+++ DATA EXCERPT +++
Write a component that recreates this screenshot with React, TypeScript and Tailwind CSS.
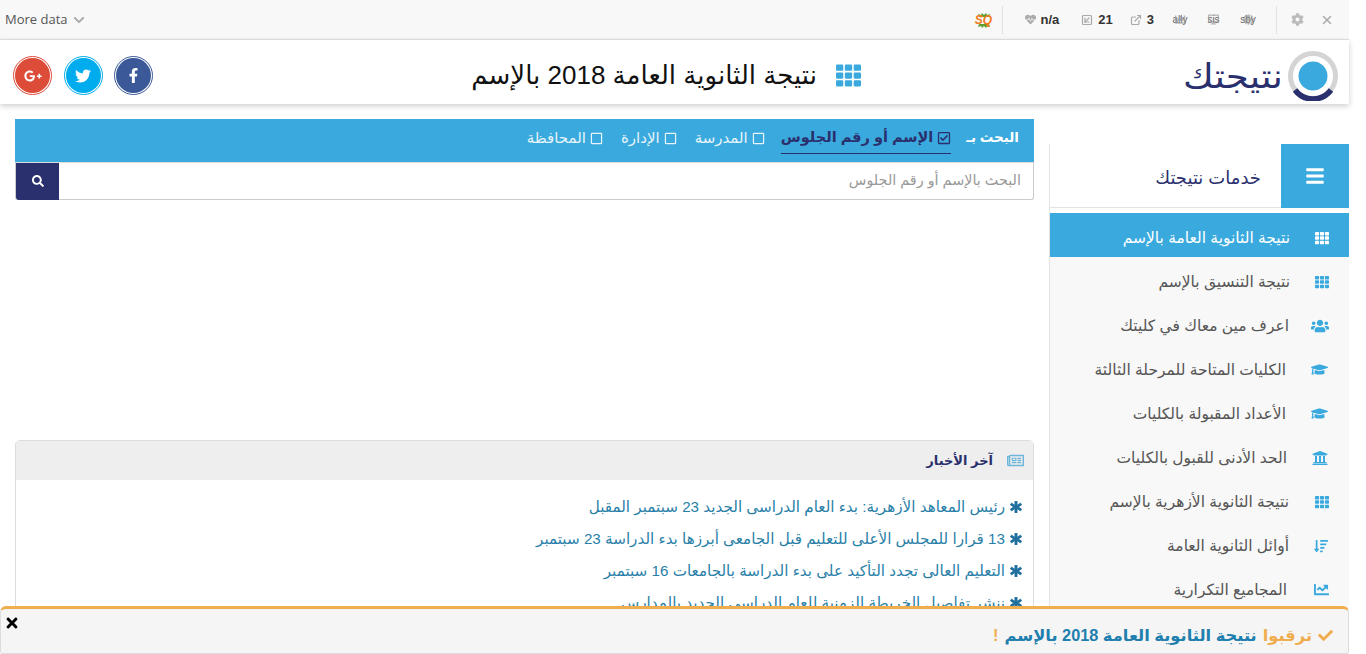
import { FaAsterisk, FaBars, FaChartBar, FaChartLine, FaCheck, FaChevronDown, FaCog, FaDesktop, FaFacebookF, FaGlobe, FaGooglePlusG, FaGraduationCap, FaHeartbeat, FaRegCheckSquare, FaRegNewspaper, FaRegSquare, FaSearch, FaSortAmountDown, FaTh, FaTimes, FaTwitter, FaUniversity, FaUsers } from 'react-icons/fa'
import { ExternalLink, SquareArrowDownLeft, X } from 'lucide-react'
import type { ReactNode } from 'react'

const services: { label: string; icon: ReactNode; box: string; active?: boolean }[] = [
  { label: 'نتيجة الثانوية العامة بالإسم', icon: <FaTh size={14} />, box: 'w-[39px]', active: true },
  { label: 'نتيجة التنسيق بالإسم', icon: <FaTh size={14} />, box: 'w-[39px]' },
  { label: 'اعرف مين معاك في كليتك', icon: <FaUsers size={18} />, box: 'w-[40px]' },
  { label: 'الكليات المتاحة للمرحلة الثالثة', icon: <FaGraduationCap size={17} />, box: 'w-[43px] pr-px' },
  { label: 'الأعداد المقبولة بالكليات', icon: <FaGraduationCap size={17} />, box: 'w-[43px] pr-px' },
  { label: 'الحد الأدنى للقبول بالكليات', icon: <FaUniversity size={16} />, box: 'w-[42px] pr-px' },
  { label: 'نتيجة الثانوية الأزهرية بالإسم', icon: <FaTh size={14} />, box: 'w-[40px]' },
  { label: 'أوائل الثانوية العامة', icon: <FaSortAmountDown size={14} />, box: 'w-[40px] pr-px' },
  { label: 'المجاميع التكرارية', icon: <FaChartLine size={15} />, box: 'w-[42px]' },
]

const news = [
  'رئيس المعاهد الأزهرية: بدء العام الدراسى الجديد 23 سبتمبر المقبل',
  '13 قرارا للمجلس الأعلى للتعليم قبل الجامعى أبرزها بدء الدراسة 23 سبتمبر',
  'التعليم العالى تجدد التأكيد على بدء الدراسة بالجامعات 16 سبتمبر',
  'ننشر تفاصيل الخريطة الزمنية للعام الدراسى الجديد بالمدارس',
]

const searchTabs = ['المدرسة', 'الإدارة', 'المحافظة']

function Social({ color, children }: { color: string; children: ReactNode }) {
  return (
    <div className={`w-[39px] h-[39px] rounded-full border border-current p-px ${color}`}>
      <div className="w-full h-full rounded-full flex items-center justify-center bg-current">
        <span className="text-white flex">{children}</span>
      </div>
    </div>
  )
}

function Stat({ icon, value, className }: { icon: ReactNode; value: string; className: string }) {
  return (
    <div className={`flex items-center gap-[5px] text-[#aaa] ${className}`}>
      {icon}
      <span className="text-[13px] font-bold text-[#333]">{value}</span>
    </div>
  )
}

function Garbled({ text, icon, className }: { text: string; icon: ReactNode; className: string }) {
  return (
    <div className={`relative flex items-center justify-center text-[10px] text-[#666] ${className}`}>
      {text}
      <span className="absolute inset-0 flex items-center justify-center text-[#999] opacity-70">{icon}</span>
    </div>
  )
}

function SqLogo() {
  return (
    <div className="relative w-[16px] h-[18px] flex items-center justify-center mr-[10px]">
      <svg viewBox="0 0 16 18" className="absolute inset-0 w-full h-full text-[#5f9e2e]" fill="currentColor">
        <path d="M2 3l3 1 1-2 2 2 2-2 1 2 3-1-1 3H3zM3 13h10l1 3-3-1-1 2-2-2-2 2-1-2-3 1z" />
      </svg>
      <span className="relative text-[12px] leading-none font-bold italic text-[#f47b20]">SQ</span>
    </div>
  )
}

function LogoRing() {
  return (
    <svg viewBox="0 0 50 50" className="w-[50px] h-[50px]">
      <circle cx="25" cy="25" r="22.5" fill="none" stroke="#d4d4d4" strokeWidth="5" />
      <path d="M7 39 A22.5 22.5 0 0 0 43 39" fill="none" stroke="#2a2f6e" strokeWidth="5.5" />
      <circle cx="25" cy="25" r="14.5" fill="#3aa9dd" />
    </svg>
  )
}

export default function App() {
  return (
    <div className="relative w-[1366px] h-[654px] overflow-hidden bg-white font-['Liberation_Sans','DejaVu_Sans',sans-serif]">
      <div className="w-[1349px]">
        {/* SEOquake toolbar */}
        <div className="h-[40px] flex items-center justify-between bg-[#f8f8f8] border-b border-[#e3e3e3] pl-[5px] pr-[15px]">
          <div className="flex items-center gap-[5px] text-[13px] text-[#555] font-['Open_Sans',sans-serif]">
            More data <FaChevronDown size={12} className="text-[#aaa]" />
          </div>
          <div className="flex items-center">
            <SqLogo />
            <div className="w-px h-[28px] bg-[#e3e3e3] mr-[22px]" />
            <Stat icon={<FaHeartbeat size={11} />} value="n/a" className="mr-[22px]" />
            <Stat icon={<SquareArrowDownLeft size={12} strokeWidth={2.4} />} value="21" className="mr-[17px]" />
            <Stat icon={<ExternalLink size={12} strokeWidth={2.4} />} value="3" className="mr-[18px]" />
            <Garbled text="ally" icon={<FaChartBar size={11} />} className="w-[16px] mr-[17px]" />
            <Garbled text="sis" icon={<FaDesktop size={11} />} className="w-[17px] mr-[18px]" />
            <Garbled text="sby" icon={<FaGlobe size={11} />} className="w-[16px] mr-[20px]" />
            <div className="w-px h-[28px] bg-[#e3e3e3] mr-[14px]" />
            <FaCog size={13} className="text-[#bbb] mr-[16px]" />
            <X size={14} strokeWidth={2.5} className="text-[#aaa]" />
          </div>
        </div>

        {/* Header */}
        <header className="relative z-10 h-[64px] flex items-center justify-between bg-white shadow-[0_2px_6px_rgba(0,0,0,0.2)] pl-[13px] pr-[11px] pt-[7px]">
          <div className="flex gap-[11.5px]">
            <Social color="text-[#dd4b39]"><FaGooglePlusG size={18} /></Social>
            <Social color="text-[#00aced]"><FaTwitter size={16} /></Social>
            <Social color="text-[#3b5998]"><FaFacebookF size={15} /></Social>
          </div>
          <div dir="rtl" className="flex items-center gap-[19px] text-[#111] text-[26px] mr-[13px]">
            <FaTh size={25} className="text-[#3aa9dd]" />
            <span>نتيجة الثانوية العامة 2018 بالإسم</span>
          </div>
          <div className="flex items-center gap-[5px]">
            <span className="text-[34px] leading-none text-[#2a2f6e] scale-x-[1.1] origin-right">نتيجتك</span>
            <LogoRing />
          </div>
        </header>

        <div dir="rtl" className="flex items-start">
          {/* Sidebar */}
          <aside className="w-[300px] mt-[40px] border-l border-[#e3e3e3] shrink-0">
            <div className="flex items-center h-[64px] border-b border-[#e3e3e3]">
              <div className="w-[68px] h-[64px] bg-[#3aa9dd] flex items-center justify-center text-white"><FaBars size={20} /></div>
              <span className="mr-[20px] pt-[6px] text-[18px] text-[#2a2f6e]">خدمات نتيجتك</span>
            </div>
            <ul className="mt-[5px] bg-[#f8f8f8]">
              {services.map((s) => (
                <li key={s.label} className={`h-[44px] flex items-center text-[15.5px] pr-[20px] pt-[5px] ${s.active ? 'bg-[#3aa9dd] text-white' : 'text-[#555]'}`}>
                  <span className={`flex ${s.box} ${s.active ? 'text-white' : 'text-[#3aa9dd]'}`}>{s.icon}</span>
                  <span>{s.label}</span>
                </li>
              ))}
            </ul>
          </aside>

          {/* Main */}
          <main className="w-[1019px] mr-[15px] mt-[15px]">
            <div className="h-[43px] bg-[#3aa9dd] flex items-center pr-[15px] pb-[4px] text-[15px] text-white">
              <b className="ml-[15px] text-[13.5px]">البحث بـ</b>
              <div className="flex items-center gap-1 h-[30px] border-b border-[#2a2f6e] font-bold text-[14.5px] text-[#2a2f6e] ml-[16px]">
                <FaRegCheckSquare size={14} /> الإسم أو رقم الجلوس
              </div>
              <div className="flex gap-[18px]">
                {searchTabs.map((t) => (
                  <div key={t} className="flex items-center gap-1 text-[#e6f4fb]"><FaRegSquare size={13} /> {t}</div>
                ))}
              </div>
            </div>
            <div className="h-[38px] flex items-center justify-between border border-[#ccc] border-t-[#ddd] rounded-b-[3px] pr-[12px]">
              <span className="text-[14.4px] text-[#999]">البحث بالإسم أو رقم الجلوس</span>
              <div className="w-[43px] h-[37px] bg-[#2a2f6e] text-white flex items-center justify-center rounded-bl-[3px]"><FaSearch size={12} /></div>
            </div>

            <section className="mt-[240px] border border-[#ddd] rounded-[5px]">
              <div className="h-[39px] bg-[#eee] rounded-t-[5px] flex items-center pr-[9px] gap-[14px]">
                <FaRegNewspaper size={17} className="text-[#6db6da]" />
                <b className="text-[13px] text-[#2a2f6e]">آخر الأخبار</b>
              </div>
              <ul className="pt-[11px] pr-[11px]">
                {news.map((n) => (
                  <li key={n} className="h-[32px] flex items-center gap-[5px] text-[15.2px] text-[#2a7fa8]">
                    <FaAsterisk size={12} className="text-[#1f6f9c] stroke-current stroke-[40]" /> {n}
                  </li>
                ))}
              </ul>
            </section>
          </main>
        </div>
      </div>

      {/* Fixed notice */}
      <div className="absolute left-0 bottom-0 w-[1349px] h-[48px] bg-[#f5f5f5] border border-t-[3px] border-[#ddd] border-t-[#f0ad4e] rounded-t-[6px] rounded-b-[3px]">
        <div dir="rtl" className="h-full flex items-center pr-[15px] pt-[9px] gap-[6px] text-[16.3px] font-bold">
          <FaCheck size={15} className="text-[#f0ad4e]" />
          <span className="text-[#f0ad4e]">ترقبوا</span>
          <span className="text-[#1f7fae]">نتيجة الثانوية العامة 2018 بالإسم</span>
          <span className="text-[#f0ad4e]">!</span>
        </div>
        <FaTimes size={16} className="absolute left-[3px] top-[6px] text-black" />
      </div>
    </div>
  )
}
+++
#### AIM OF THE TASK
Please quote the lines of the material, beginning with the first and ending with the one that contains "const searchTabs = ['المدرسة', 'الإدارة', 'المحافظة']", exactly as written and without any pictures.

#### OUTPUT BELOW
Write a component that recreates this screenshot with React, TypeScript and Tailwind CSS.
import { FaAsterisk, FaBars, FaChartBar, FaChartLine, FaCheck, FaChevronDown, FaCog, FaDesktop, FaFacebookF, FaGlobe, FaGooglePlusG, FaGraduationCap, FaHeartbeat, FaRegCheckSquare, FaRegNewspaper, FaRegSquare, FaSearch, FaSortAmountDown, FaTh, FaTimes, FaTwitter, FaUniversity, FaUsers } from 'react-icons/fa'
import { ExternalLink, SquareArrowDownLeft, X } from 'lucide-react'
import type { ReactNode } from 'react'

const services: { label: string; icon: ReactNode; box: string; active?: boolean }[] = [
  { label: 'نتيجة الثانوية العامة بالإسم', icon: <FaTh size={14} />, box: 'w-[39px]', active: true },
  { label: 'نتيجة التنسيق بالإسم', icon: <FaTh size={14} />, box: 'w-[39px]' },
  { label: 'اعرف مين معاك في كليتك', icon: <FaUsers size={18} />, box: 'w-[40px]' },
  { label: 'الكليات المتاحة للمرحلة الثالثة', icon: <FaGraduationCap size={17} />, box: 'w-[43px] pr-px' },
  { label: 'الأعداد المقبولة بالكليات', icon: <FaGraduationCap size={17} />, box: 'w-[43px] pr-px' },
  { label: 'الحد الأدنى للقبول بالكليات', icon: <FaUniversity size={16} />, box: 'w-[42px] pr-px' },
  { label: 'نتيجة الثانوية الأزهرية بالإسم', icon: <FaTh size={14} />, box: 'w-[40px]' },
  { label: 'أوائل الثانوية العامة', icon: <FaSortAmountDown size={14} />, box: 'w-[40px] pr-px' },
  { label: 'المجاميع التكرارية', icon: <FaChartLine size={15} />, box: 'w-[42px]' },
]

const news = [
  'رئيس المعاهد الأزهرية: بدء العام الدراسى الجديد 23 سبتمبر المقبل',
  '13 قرارا للمجلس الأعلى للتعليم قبل الجامعى أبرزها بدء الدراسة 23 سبتمبر',
  'التعليم العالى تجدد التأكيد على بدء الدراسة بالجامعات 16 سبتمبر',
  'ننشر تفاصيل الخريطة الزمنية للعام الدراسى الجديد بالمدارس',
]

const searchTabs = ['المدرسة', 'الإدارة', 'المحافظة']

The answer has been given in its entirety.